Under Berisha, Albania implemented sweeping reforms to its economic system. Rapid privatisation transferred most businesses to private ownership. Some 30,000 small firms were privatised by April 1997 (Albanian SAI). The process also extended to collective and state farms. 220,000 state-owned apartments were privatised (Seelegal). Albania was opened up to foreign trade. It was a rough transition; smuggling and corruption increased dramatically. An FTO report described the situation:
"Graft pervaded the customs service. Italian soldiers said customs officers who inspected containers of aid from Italy left the Durres dockyards with food jammed into their clothing. High-ranking government officials resigned after disclosures that they had smuggled to Greece 1,000 tons of Italian cooking oil sent as food aid."
Despite a lack of regulation, the economy grew rapidly in the early years of the transition, although with hindsight many of the official statistics appear suspect. At the end of 1992, unemployment was at 26%, but by 1996 it had supposedly halved to 12 percent (World Bank). Real GDP, which had fallen sharply in 1991, now grew at a rate of 9 percent between 1993 and 1996 (WDI 2003). The World Bank praised Albania's economic reforms and their apparent success in turning around the economy.
Then, in late 1996 and early 1997, the country was rocked by a severe economic and political crisis. Berisha's Democratic Party was re-elected in June 1996 with over 85 percent of parliamentary seats, in the face of an opposition boycott and accusations of electoral fraud. A protest rally was broken up by riot police.

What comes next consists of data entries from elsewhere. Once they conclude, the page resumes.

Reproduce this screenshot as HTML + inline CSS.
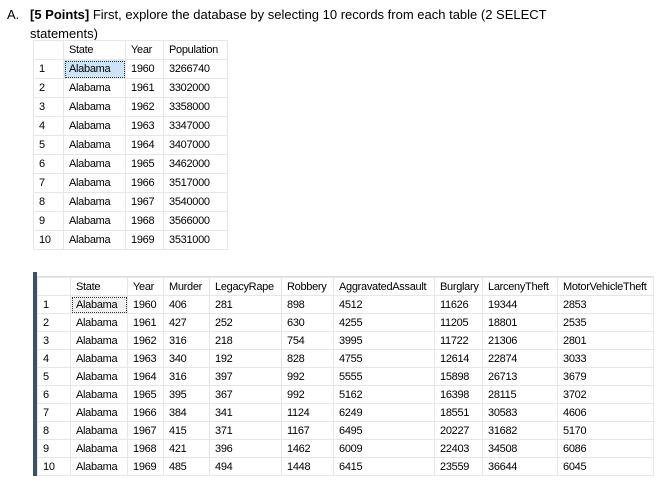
<!DOCTYPE html>
<html><head><style>
body{margin:0;width:664px;height:485px;background:#fff;font-family:"Liberation Sans",sans-serif;position:relative;overflow:hidden}
.q{position:absolute;left:7px;top:5px;font-size:13px;color:#000;line-height:19px}
table{position:absolute;border-collapse:collapse;font-size:11px;color:#000;letter-spacing:-0.3px;table-layout:fixed}
td{border:1px solid #e6e6e6;padding:0 0 0 5px;white-space:nowrap;overflow:hidden}
.t1 td{height:18px}
.t2 td{height:17px}
.sel{background:#cce4f7;outline:1px dotted #333;outline-offset:-2px}
.sel2{background:#f0f0f0;outline:1px dotted #333;outline-offset:-2px}
.bar{position:absolute;left:33px;top:272px;width:4px;height:204px;background:#3a4f74}
.line{position:absolute;left:37px;top:276px;width:617px;height:1px;background:#ddd}
</style></head><body>
<div class="q"><span style="display:inline-block;width:23px">A.</span><b>[5 Points]</b> First, explore the database by selecting 10 records from each table (2 SELECT<br><span style="padding-left:23px">statements)</span></div>
<table class="t1" style="left:33px;top:40px;width:194px">
<colgroup><col style="width:30px"><col style="width:62px"><col style="width:38px"><col style="width:64px"></colgroup>
<tr><td></td><td>State</td><td>Year</td><td>Population</td></tr>
<tr><td>1</td><td class="sel">Alabama</td><td>1960</td><td>3266740</td></tr>
<tr><td>2</td><td>Alabama</td><td>1961</td><td>3302000</td></tr>
<tr><td>3</td><td>Alabama</td><td>1962</td><td>3358000</td></tr>
<tr><td>4</td><td>Alabama</td><td>1963</td><td>3347000</td></tr>
<tr><td>5</td><td>Alabama</td><td>1964</td><td>3407000</td></tr>
<tr><td>6</td><td>Alabama</td><td>1965</td><td>3462000</td></tr>
<tr><td>7</td><td>Alabama</td><td>1966</td><td>3517000</td></tr>
<tr><td>8</td><td>Alabama</td><td>1967</td><td>3540000</td></tr>
<tr><td>9</td><td>Alabama</td><td>1968</td><td>3566000</td></tr>
<tr><td>10</td><td>Alabama</td><td>1969</td><td>3531000</td></tr>
</table>
<div class="bar"></div><div class="line"></div>
<table class="t2" style="left:37px;top:277px;width:616px">
<colgroup><col style="width:33px"><col style="width:57px"><col style="width:36px"><col style="width:46px"><col style="width:72px"><col style="width:52px"><col style="width:101px"><col style="width:48px"><col style="width:75px"><col style="width:96px"></colgroup>
<tr><td></td><td>State</td><td>Year</td><td>Murder</td><td>LegacyRape</td><td>Robbery</td><td>AggravatedAssault</td><td>Burglary</td><td>LarcenyTheft</td><td>MotorVehicleTheft</td></tr>
<tr><td>1</td><td class="sel2">Alabama</td><td>1960</td><td>406</td><td>281</td><td>898</td><td>4512</td><td>11626</td><td>19344</td><td>2853</td></tr>
<tr><td>2</td><td>Alabama</td><td>1961</td><td>427</td><td>252</td><td>630</td><td>4255</td><td>11205</td><td>18801</td><td>2535</td></tr>
<tr><td>3</td><td>Alabama</td><td>1962</td><td>316</td><td>218</td><td>754</td><td>3995</td><td>11722</td><td>21306</td><td>2801</td></tr>
<tr><td>4</td><td>Alabama</td><td>1963</td><td>340</td><td>192</td><td>828</td><td>4755</td><td>12614</td><td>22874</td><td>3033</td></tr>
<tr><td>5</td><td>Alabama</td><td>1964</td><td>316</td><td>397</td><td>992</td><td>5555</td><td>15898</td><td>26713</td><td>3679</td></tr>
<tr><td>6</td><td>Alabama</td><td>1965</td><td>395</td><td>367</td><td>992</td><td>5162</td><td>16398</td><td>28115</td><td>3702</td></tr>
<tr><td>7</td><td>Alabama</td><td>1966</td><td>384</td><td>341</td><td>1124</td><td>6249</td><td>18551</td><td>30583</td><td>4606</td></tr>
<tr><td>8</td><td>Alabama</td><td>1967</td><td>415</td><td>371</td><td>1167</td><td>6495</td><td>20227</td><td>31682</td><td>5170</td></tr>
<tr><td>9</td><td>Alabama</td><td>1968</td><td>421</td><td>396</td><td>1462</td><td>6009</td><td>22403</td><td>34508</td><td>6086</td></tr>
<tr><td>10</td><td>Alabama</td><td>1969</td><td>485</td><td>494</td><td>1448</td><td>6415</td><td>23559</td><td>36644</td><td>6045</td></tr>
</table>
</body></html>
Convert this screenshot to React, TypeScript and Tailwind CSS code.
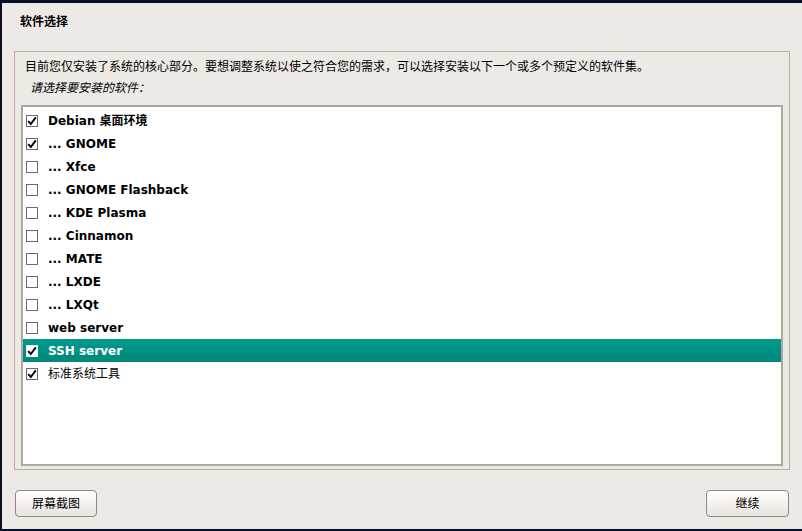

Thomas Carothers reported from Tirana for the Washington Post (6 June 1996) that the "parliamentary elections in Albania were the most flawed elections held in Eastern Europe since 1989".
Simultaneously, the country was gripped by a wave of investment scams. Naïve to the workings of a market economy, many Albanians fell for so called ‘pyramid schemes', investing their entire savings in the hope of easy returns. These schemes began to collapse in autumn 1996, plunging the country into turmoil.
"The pyramid scheme phenomenon in Albania is important because its scale relative to the size of the economy was unprecedented, and because the political and social consequences of the collapse of the pyramid schemes were profound. At their peak, the nominal value of the pyramid schemes' liabilities amounted to almost half of the country's GDP. Many Albanians—about two-thirds of the population—invested in them. When the schemes collapsed, there was uncontained rioting, the government fell, and the country descended into anarchy and a near civil war in which some 2,000 people were killed."
Most of the anger was directed at the government, whom many blamed for the loss of their savings. Millions of Kalashnikovs and other weapons were looted from police stations and military bases. Chaos reigned as militias took control of many cities. The south, particularly the coastal city of Vlora, was the centre of violent riots. Even in Tirana, state authority collapsed.
President Berisha's first response to the crisis was to extend his own power over the judiciary, secret services and media:
"The government declared a ‘General State of Emergency' on 3 March (1997), which was done within the framework of communist-period legislation designed to mobilise the country against foreign military attack. The Emergency Laws gave the government draconian powers to rule by decree, and to use the army against internal opposition. There was to be complete government control of the media…
On 4 March in Tirana, pro-Berisha thugs ransacked and burnt down the office of Koha Jone, in those days the main opposition newspaper, as Parliament, surrounded by scruffy troops with automatic weapons, re-elected President Berisha for another five-year term. SHIK operatives in black leather jackets toured the capital at night, ready to fire on anyone found breaking the curfew."
(Miranda Vickers & James Pettifer The Albanian Question: Reshaping the Balkans 2007)
As the violence continued, Berisha was forced into a power-sharing agreement. The government was dismissed on 1 March 1997, and replaced by a government of national unity with a Socialist Party prime minister.
On March 28 the UN authorised an Italian-led coalition of willing member states codenamed "Alba" (Italian for "dawn")of 7,000 troops to restore stability and support reconstruction. Very slowly, a sense of normality returned. Early elections were called for July 1997. The Democratic Party lost these elections and its leader, Sali Berisha, resigned the Presidency. The chaotic first phase of the Albanian transition had come to an end.